Title: Re: cylinder liner thoughts
Post by: Radlan2 on 10.05. 2021 18:39
Correction, its not that the piston comes out the top of the barrel, it's that it doesn't reach the top, by about 7mm I  think. So a longer rod  is required, still need special rods though.
           Chris
Title: Re: cylinder liner thoughts
Post by: muskrat on 10.05. 2021 21:40
G'day Chris.
I think sleeving back to standard is your best option. Richards 73mm sleeves still gives one or two oversizes for the future.
Cheers
Title: Re: cylinder liner thoughts
Post by: chaterlea25 on 10.05. 2021 22:57
Hi All
Just thinking about this??? what about B31 pistons which are also 71mm std
If I think of it I might compare them tomorrow, If I can find a B31 piston in the melee

John
Title: Re: cylinder liner thoughts
Post by: rocker21 on 11.05. 2021 12:50
many years ago i fitted a +60 A10 piston into a B31 and it fitted, needed a spacer under the barrel  as the piston came out, was not much think is was about 3mm so an alloy spacer was made, worked a treat rode to Holland on it.

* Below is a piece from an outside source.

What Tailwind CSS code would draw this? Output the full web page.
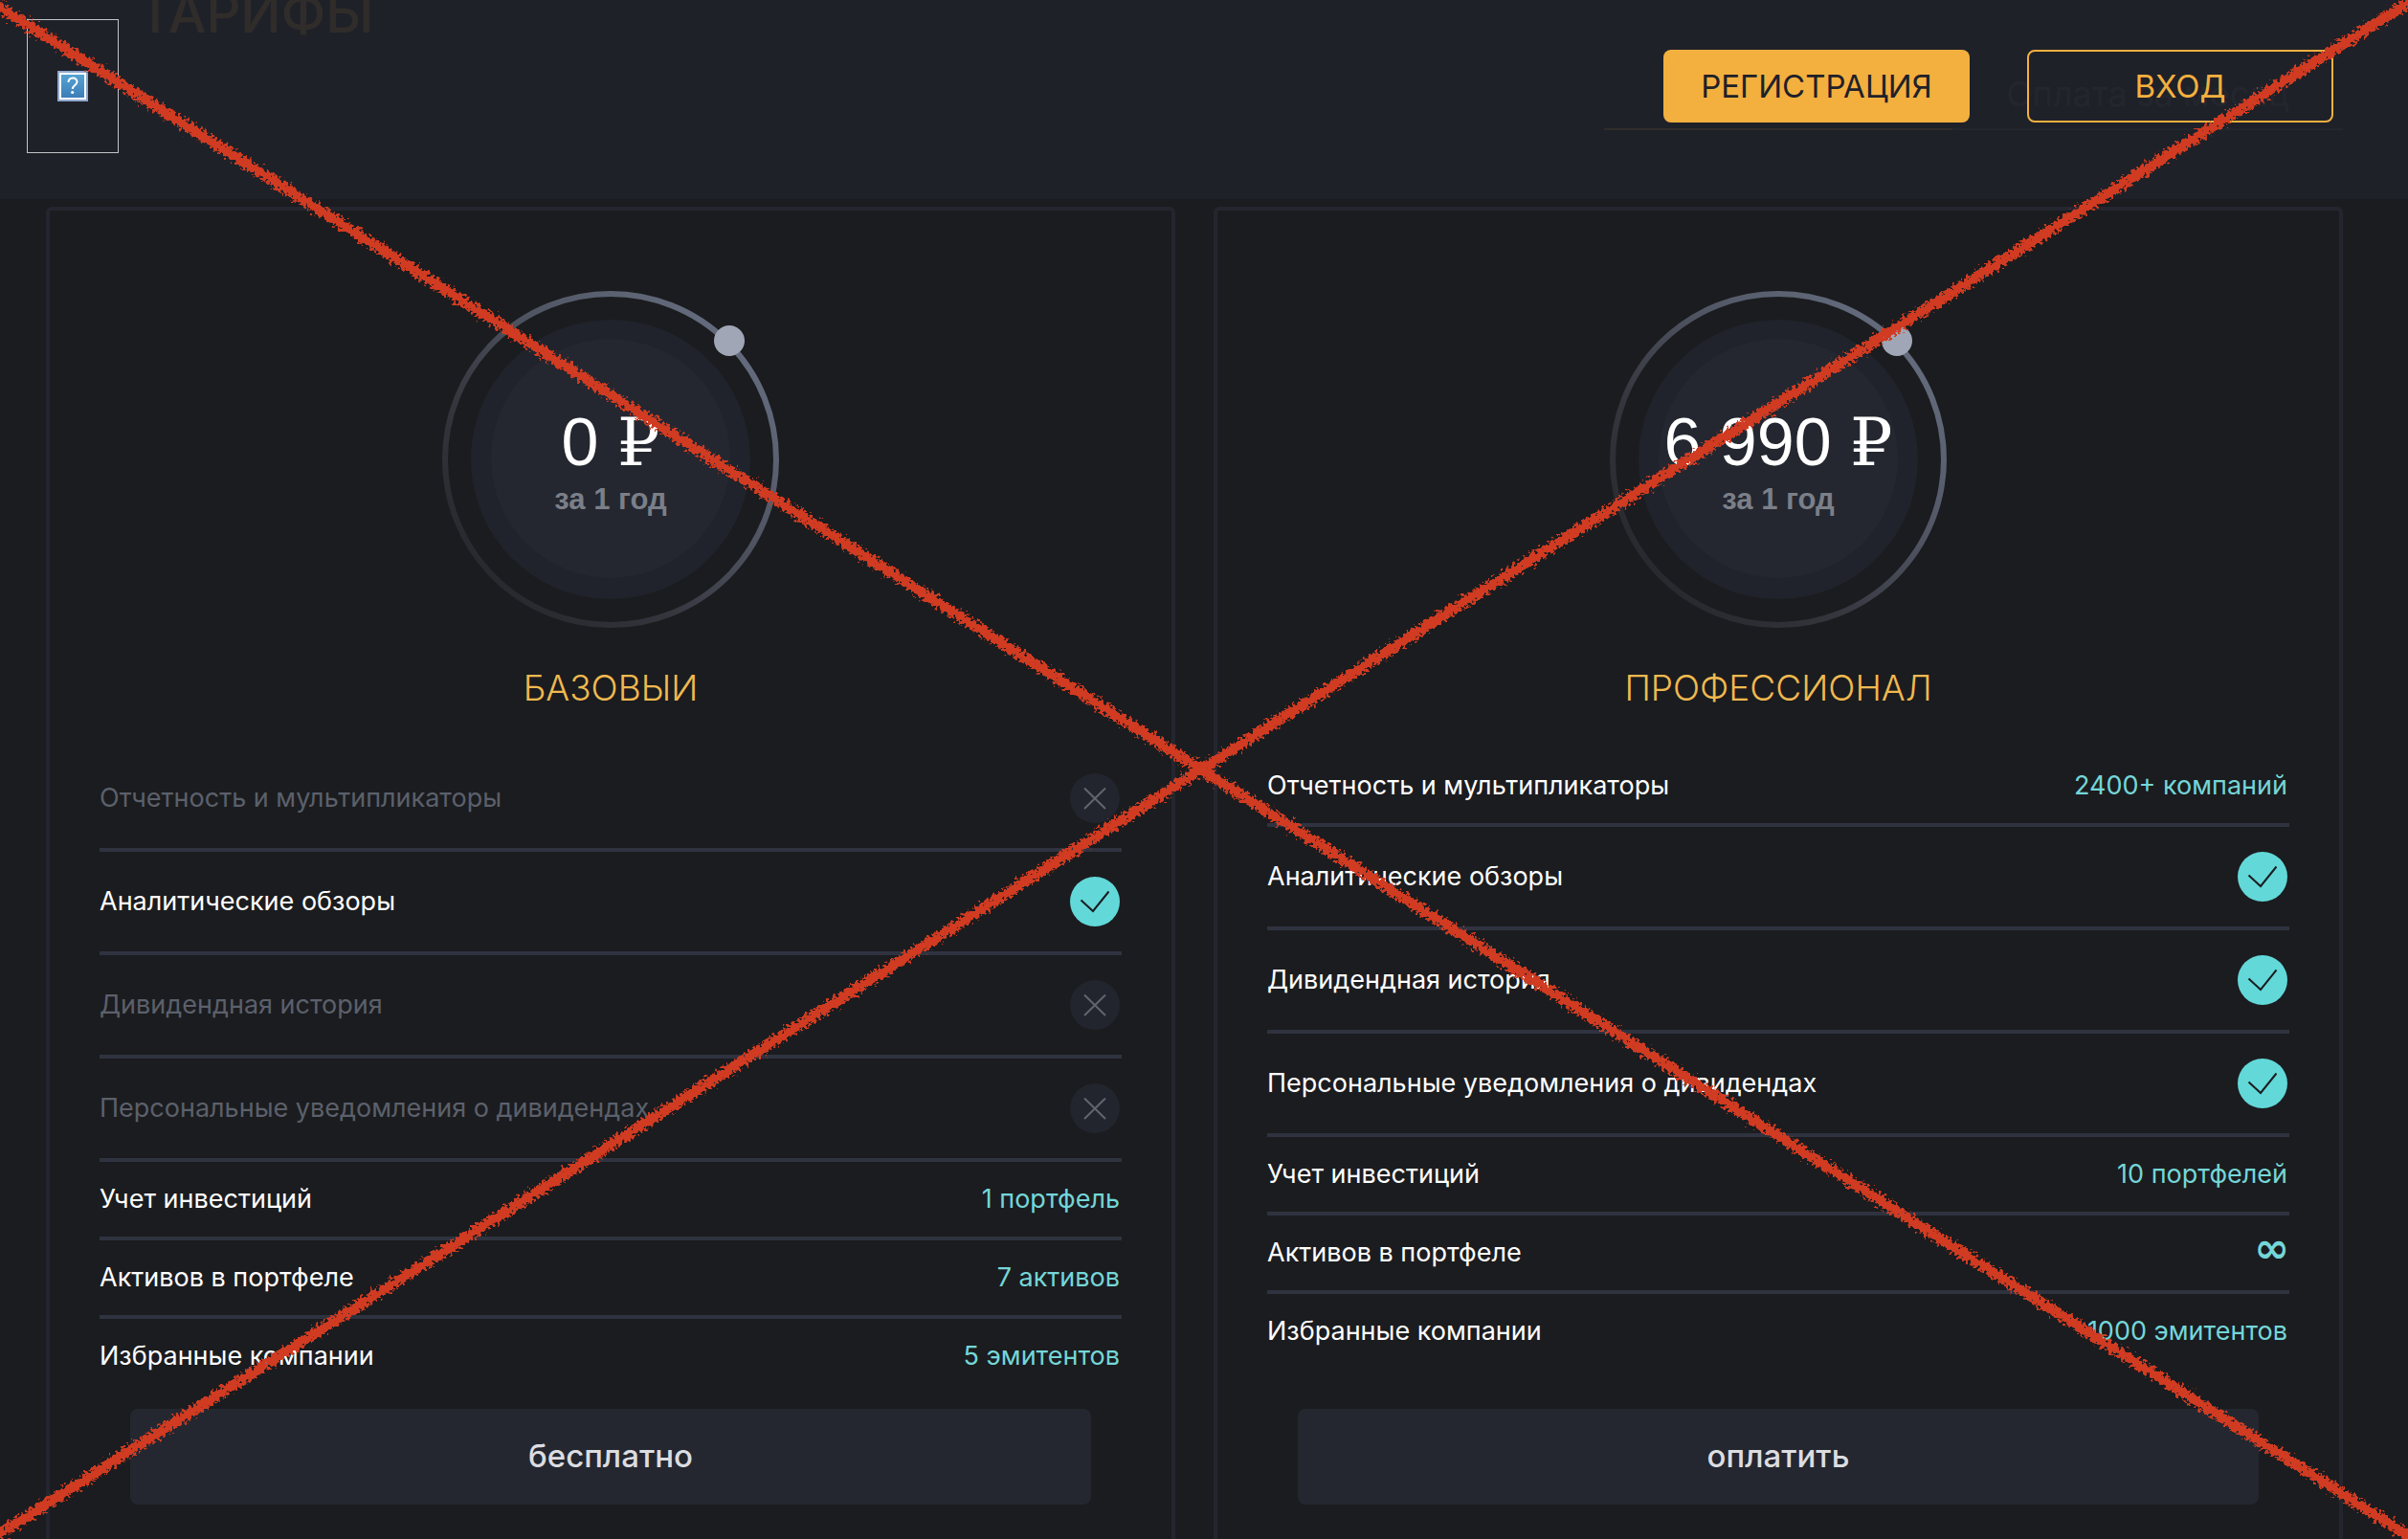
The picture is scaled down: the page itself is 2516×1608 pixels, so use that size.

Title: Re: cylinder liner thoughts
Post by: chaterlea25 on 11.05. 2021 23:23
Hi All
Yes the B31 piston compression height is too low compared to the A10

John
Title: Re: cylinder liner thoughts
Post by: RDfella on 12.05. 2021 11:54
I don't have my 60's piston catalogues in front of me, but the B series had three different lengths of conrod (the ZB had the longest, the CB was shorter and the DB shorter still) so presumably gudgeon pin to crown height changed as well - ie there might be a more suitable version that would do.